I don't enjoy cooking. It's not relaxing. For other people, it's the most amazing thing but it's not for me. So figuring that out and letting it go was a real relief. You either have to change your narrative about it, or you have to change your schedule. That was very helpful to me. If there were things that I kept saying, I really want to do this, I really wanted to do this, I either had to do them, or I had to stop talking about it and stop doing them.

O’Brien encouraged women to see this new landscape as an opportunity to get time with the executives who they might not normally get in front of. The beauty of meetings transferring from the office to video-calling platforms means you can participate even when you’re at home with the kids or in a different location from everyone else:

Now everyone's around doing conference calls. It's not just about who the boss is having lunch with, or who's on someone's calendar. In a lot of ways, there's great opportunity in having these conversations because it has kind of levelled the playing field for people. 

You can be on the call, and that means you have to show up and be there and look the part. I'm going to have stuff to contribute, and try to figure out how to keep the kids quiet. It's being present and continuing to do the work that you need to do. And if there are any issues, making sure you’re solving them.

For those women who already had a seat at the table, they have a responsibility to use that position to promote and support other women. 

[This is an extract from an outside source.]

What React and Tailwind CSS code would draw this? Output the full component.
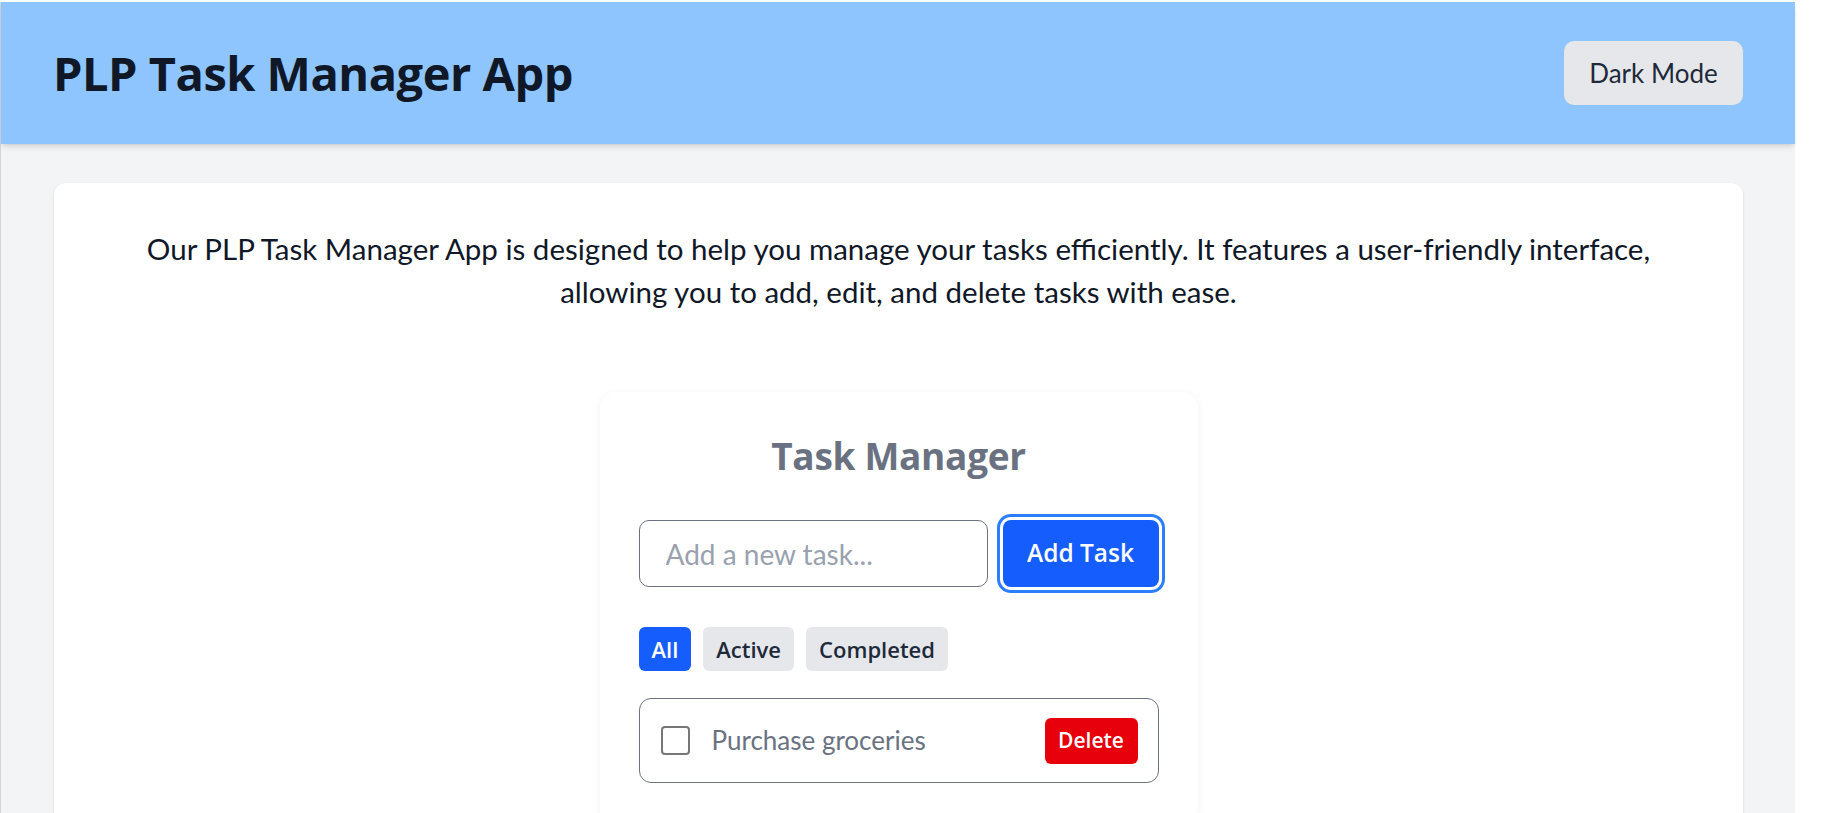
export default function App() {
  return (
    <div className="flex h-[813px] w-[1840px] overflow-hidden bg-white font-['Lato',sans-serif]">
      <div className="mt-[2px] flex w-[1795px] shrink-0 flex-col border-l border-gray-300 bg-gray-100">
        <header className="relative z-10 flex h-[142px] shrink-0 items-center justify-between bg-blue-300 pl-[52px] pr-[52px] shadow-md">
          <h1 className="font-['Open_Sans',sans-serif] text-[47px] font-bold leading-none tracking-[-0.5px] text-gray-900">PLP Task Manager App</h1>
          <button className="h-[64px] w-[179px] rounded-[10px] bg-gray-200 text-[26px] text-gray-800">
            Dark Mode
          </button>
        </header>
        <main className="pl-[53px] pr-[52px] pt-[39px]">
          <div className="rounded-[12px] bg-white px-12 pb-16 pt-[44px] shadow-sm">
            <p className="text-center text-[29.5px] leading-[43px] text-gray-900">
              Our PLP Task Manager App is designed to help you manage your tasks efficiently. It features a user-friendly interface,
              <br />
              allowing you to add, edit, and delete tasks with ease.
            </p>
            <div className="mx-auto mt-[79px] w-[598px] rounded-[15px] bg-white px-[39px] pb-10 pt-[40px] shadow-[0_2px_10px_rgba(0,0,0,0.06)]">
              <h2 className="text-center font-['Open_Sans',sans-serif] text-[37px] font-bold leading-[48px] tracking-[-0.3px] text-gray-500">Task Manager</h2>
              <div className="mt-[40px] flex items-center gap-[15px]">
                <input
                  type="text"
                  placeholder="Add a new task..."
                  className="h-[67px] min-w-0 flex-1 rounded-[10px] border border-gray-500 bg-white px-[26px] text-[28px] text-gray-900 outline-none placeholder:text-gray-400"
                />
                <button className="h-[67px] w-[156px] rounded-[8px] bg-blue-600 font-['Open_Sans',sans-serif] text-[24.5px] font-semibold text-white ring-[3px] ring-blue-500 ring-offset-[3px]">
                  Add Task
                </button>
              </div>
              <div className="mt-[40px] flex items-center gap-[12px]">
                <button className="h-[44px] rounded-[6px] bg-blue-600 px-[13px] font-['Open_Sans',sans-serif] text-[22px] font-semibold text-white">All</button>
                <button className="h-[44px] rounded-[6px] bg-gray-200 px-[13px] font-['Open_Sans',sans-serif] text-[22px] font-semibold text-gray-800">Active</button>
                <button className="h-[44px] rounded-[6px] bg-gray-200 px-[13px] font-['Open_Sans',sans-serif] text-[22px] font-semibold text-gray-800">Completed</button>
              </div>
              <div className="mt-[27px] flex h-[85px] items-center rounded-[12px] border border-gray-500 pl-[21px] pr-[20px]">
                <div className="h-[29px] w-[29px] shrink-0 rounded-[4px] border-2 border-[#777]" />
                <span className="ml-[22px] flex-1 text-[26px] text-gray-500">Purchase groceries</span>
                <button className="h-[46px] w-[93px] rounded-[6px] bg-red-600 font-['Open_Sans',sans-serif] text-[21px] font-semibold text-white">Delete</button>
              </div>
            </div>
          </div>
        </main>
      </div>
    </div>
  );
}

I don't think we have the luxury as women to just dial it in, because you have the next woman who's coming behind you. I've never heard someone say, ‘Well listen, the last guy we had was like this, so we're never going to hire a guy’. I have been in conversation where it's, ‘The last mom we had was like this or the last 20-year-old woman we had was like this, and so we're never going to do that again’. That's a real conversation. 

“It is very important to show up and do your work well, because it's not just about you. It's about other people's success, ultimately. And that's why I try with the things that I can't do well, I have gotten much better at saying I cannot help you, not with this one, or I can help you exactly this much for exactly this much time. But if I can't do something well, I don't want to say yes.

My take

I’ve read a lot and listened a lot and talked a lot about how we can all best get through this pandemic, and I found O’Brien’s take refreshing in its honesty mixed with some very useful and practical tips. From doing the Zoom call with a glass of red wine in hand (Apothic Red, for those wondering – delicious, a little sweet, a blend and not expensive, according to O’Brien), to admitting that once the crisis is all over, the first thing she’ll do – after giving her friends who need it a hug – is go and get her hair and nails done. With all the other stresses we’re dealing with, O’Brien is a voice of reason reminding us of the small and easy steps we can take to improve our own situation and not be too hard on ourselves.